“Speriamo che Natale ce lo facciamo insieme, me ne voglio venire, non a Mesagne, in campagna a Fasano”. Voleva la libertà, l’ergastolano Antonio Campana, ritenuto a capo della nuova Sacra Corona Unita assieme a Raffaele Martena. Avrebbe progettato l’evasione dal carcere di Terni in cui era ristretto dopo la sentenza di condanna al “fine pena mai” e pensava a una villetta sulle colline della Selva per nascondersi. Con la complicità dello zio Igino: per il nipote aveva acquistato su internet i “capelli d’angelo”, fili diamantati per tagliare le sbarre, che avrebbe nascosto nel pane da portare al detenuto in occasione del colloquio.
Il piano di fuga
La scoperta delle intenzioni di Campana, 39 anni, e di quella che appare la prima parte dell’organizzazione del progetto per la libertà, è stata scoperta dagli agenti della Mobile di Brindisi, sezione Criminalità organizzata-catturandi, nell’inchiesta sulla riorganizzazione della Scu dal carcere e sulla gestione del traffico di droga “Oltre le mura” (nome scelto per questo troncone d’indagine coordinato dal pool dei pm dell’Antimafia di Lecce, con a capo Leonardo Leone de Castris).
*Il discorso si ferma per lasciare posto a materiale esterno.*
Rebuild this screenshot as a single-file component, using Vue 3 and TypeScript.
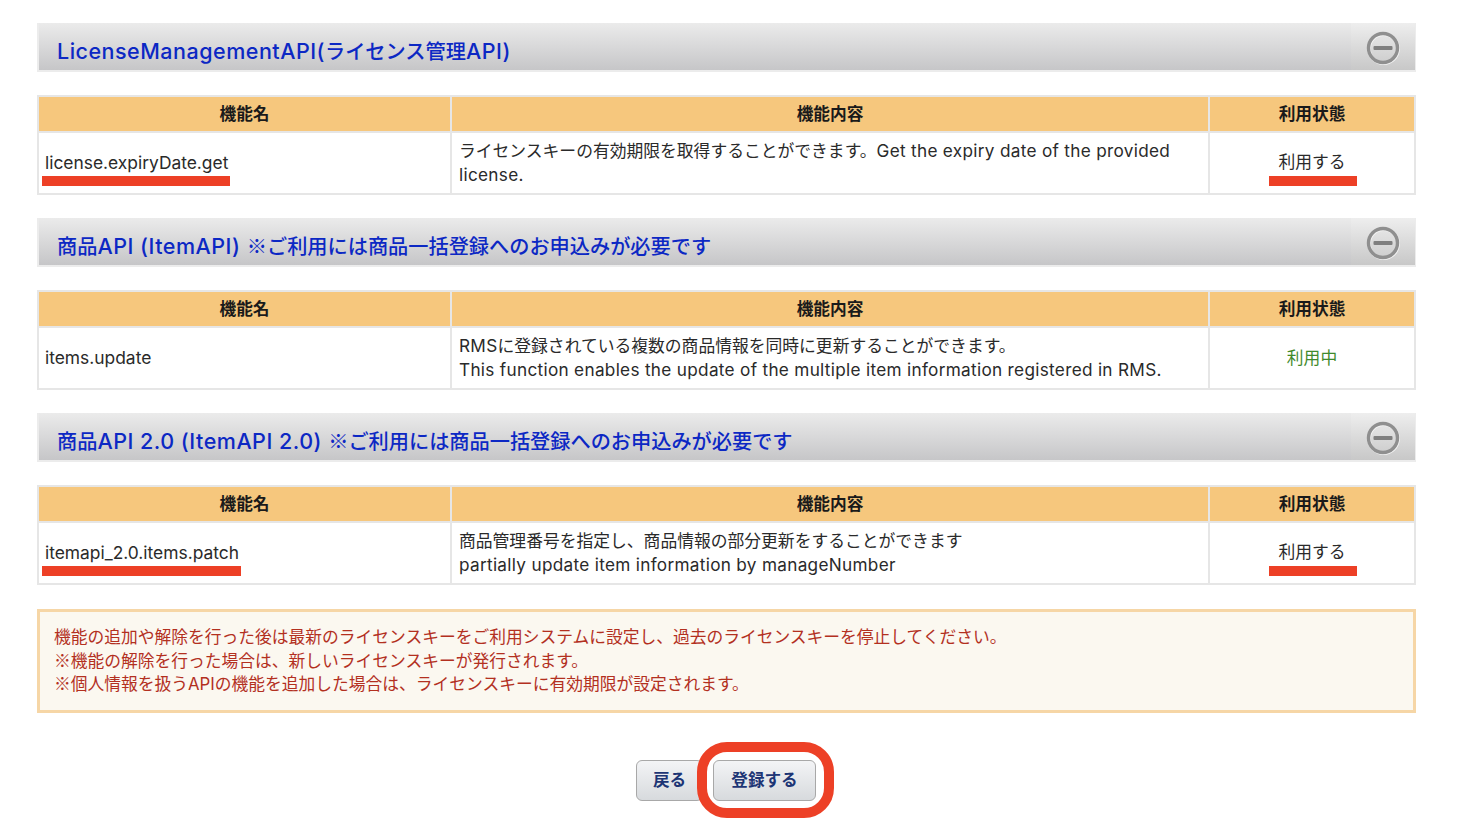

La relazione integrativa è stata firmata dal capo della Mobile, Antonio Sfameni, ed è stata depositata in sede di Riesame dal pm Alberto Santacatterina.
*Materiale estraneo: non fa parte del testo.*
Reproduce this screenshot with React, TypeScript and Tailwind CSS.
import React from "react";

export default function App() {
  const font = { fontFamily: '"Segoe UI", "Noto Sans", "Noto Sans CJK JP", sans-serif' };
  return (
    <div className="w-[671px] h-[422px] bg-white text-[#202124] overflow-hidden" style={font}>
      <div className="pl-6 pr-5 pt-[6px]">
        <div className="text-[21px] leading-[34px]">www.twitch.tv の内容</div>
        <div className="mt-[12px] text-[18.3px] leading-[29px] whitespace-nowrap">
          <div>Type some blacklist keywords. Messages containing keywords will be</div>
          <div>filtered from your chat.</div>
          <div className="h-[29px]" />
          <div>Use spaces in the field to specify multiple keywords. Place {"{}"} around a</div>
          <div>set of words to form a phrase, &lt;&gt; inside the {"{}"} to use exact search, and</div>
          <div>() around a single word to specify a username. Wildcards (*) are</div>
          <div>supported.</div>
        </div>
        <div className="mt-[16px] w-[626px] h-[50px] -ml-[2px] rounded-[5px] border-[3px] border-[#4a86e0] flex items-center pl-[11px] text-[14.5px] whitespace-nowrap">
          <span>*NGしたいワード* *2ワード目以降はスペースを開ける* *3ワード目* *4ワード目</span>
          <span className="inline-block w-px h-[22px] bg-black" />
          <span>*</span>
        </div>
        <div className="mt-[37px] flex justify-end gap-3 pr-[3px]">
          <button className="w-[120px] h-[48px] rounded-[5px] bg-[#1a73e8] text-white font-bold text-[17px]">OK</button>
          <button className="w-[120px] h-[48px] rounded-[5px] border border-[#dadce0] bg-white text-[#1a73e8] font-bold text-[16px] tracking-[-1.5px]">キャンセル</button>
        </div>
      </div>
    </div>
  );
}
Le intercettazioni ambientali
Campana ci sperava. Di più. Il fratello del presunto boss, Francesco Campana, ergastolano anche lui, e del pentito Sandro, era convinto di farcela, stando al tenore delle intercettazioni ambientali nella sala colloqui del carcere di Terni. Qui ha avuto modo di incontrare alcuni familiari, dopo essere stato condannato al fine pena mai a conclusione del processo sull’omicidio di Massimo Delle Grottaglie, avvenuto il 16 dicembre 2001. La Cassazione, il 26 maggio 2017 ha confermato la sentenza della Corte d’Assise d’Appello di Taranto, per Campana e per Carlo Gagliari, l’altro imputato: entrambi condannati come esecutori materiali dell’omicidio mafioso premeditato.